Company | Price | Outstanding Shares | Market Capitalization | Weightage of stock in cap weighted index | Weightage of stock in price weighted index |
ABC | $2 | 2,000,000 | $4,000,000 | 25.0% | 20.0% |
DEF | $4 | 1,000,000 | $4,000,000 | 25.0% | 40.0% |
XYZ | $4 | 2,000,000 | $8,000,000 | 50.0% | 40.0% |
Calculating price weighted index
The summation of price for all the stocks is obtained and then divided by a divisor to obtain the final index value. The divisor is just an arbitrary number that is first defined when the index was created.
Summation of price = $2 + $4 + $4 = $10
Assuming the index is to begin from 1000, a divisor of $0.01 is to be selected in this case.
Calculating capitalization weighted index
The summation of market capitalization for all the stocks is obtained and then divided by a divisor to obtain the final index value. The market capitalization of each stock can be calculated by multiplying the price of each stock with the total number of outstanding shares. The divisor is just an arbitrary number that is first defined when the index was created.

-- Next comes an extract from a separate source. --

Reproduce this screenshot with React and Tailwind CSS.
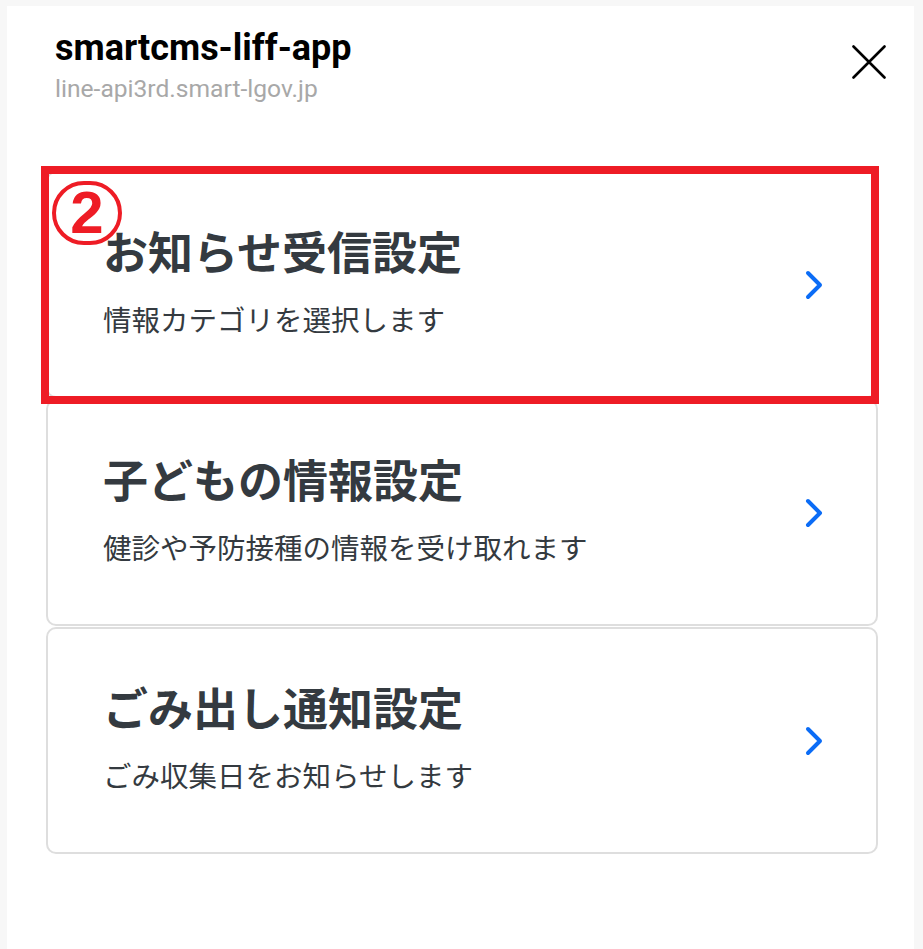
import React from 'react';

// Menu entries shown in the LIFF settings sheet
const menuItems = [
    { title: 'お知らせ受信設定', description: '情報カテゴリを選択します', highlighted: true },
    { title: '子どもの情報設定', description: '健診や予防接種の情報を受け取れます' },
    { title: 'ごみ出し通知設定', description: 'ごみ収集日をお知らせします' },
];

const jpFont = "font-['Noto_Sans_CJK_JP','Noto_Sans',sans-serif]";

const ChevronRight = () => (
    <svg width="18" height="30" viewBox="0 0 18 30" fill="none" className="shrink-0">
        <path d="M3 3 L15 15 L3 27" stroke="#0b6cf6" strokeWidth="4" strokeLinecap="round" strokeLinejoin="round" />
    </svg>
);

const CloseIcon = () => (
    <svg width="34" height="34" viewBox="0 0 34 34" fill="none">
        <path d="M1.5 1.5 L32.5 32.5 M32.5 1.5 L1.5 32.5" stroke="#000" strokeWidth="2.6" strokeLinecap="round" />
    </svg>
);

const MenuCard = ({ item }) => (
    <div className="relative h-[227px] bg-white border-2 border-[#dedede] rounded-[10px] flex items-center justify-between pl-[55px] pr-[53px]">
        <div className={`${jpFont} pb-[6px]`}>
            <p className="text-[45px] leading-[1.2] font-bold text-[#343a40]">{item.title}</p>
            <p className="text-[28.5px] leading-[1.4] mt-[21px] text-[#343a40]">{item.description}</p>
        </div>
        <ChevronRight />

        {/* Annotation overlay: red box with circled number */}
        {item.highlighted && (
            <>
                <div className="absolute z-10 -left-[7px] -top-[7px] w-[838px] h-[238px] border-[8px] border-[#ee1c25] pointer-events-none" />
                <div className="absolute z-10 left-[4px] top-[8px] w-[70px] h-[64px] rounded-full border-[4px] border-[#ee1c25] flex items-center justify-center">
                    <span className="font-['Liberation_Sans',Arial,sans-serif] font-bold text-[60px] leading-none text-[#ee1c25]">2</span>
                </div>
            </>
        )}
    </div>
);

const App = () => {
    return (
        <div className="min-h-screen bg-[#f7f7f7] pl-[7px] pr-[9px] pt-[6px]">
            <div className="bg-white min-h-[943px]">
                {/* Header */}
                <div className="flex items-start justify-between pl-[48px] pr-[28px] pt-[21px]">
                    <div className="font-['Roboto',sans-serif]">
                        <p className="text-[36px] leading-[1.2] font-bold text-black">smartcms-liff-app</p>
                        <p className="text-[24.6px] leading-[1.3] mt-[3px] text-[#a8a8a8]">line-api3rd.smart-lgov.jp</p>
                    </div>
                    <button className="mt-[18px]">
                        <CloseIcon />
                    </button>
                </div>

                {/* Menu cards */}
                <div className="flex flex-col gap-[1px] ml-[39px] mr-[36px] mt-[66px]">
                    {menuItems.map((item) => (
                        <MenuCard key={item.title} item={item} />
                    ))}
                </div>
            </div>
        </div>
    );
};

export default App;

Summation of market capitalization = $4,000,000 + $4,000,000 + $8,000,000 = $16,000,000
Assuming the index is to begin from 1000, a divisor of $16,000 is to be selected in this case.
Effect of price on indices
Now assuming that the price of company DEF increases by 50% to $6, the weightage in the index will be adjusted as follows:
Company | Price | Outstanding Shares | Market Capitalization | Weightage of stock in cap weighted index | Weightage of stock in price weighted index |
ABC | $2 | 2,000,000 | $4,000,000 | 22.2% | 16.7% |
DEF | $6 | 1,000,000 | $6,000,000 | 33.3% | 50.0% |
XYZ | $4 | 2,000,000 | $8,000,000 | 44.4% | 33.3% |
New price weighted index = ($2 + $6 + $4) / $0.01 = 1,200
New capitalization weighted index = ($4,000,000 + $6,000,000 + $8,000,000) / $16,000 = 1,125
From the table you can see that in a price weighted index, price has a big effect on the outcome of the new index. Even though company DEF is smaller than company XYZ in terms of capitalization, it has the highest weightage in the index when computed based on price.
I hope now you have some idea on how the market indices are computed. Just to name some, the Dow Jones and Nikkei 225 are examples of price weighted indices while S&P 500, FTSE 100 and Nasdaq are examples of market capitalization weighted indices.
1 comment:
In a price weighted index, the divisor is adjusted when a component stock issues a dividend or undergoes a stock split.
The divisor of a price weighted index does not change when a component stock issues new shares.
In a capitalization weighted index, the divisor is adjusted when a component stock issues new shares.
The divisor of a capitalization weighted index does change when a component stock issues dividend or undergoes a stock split.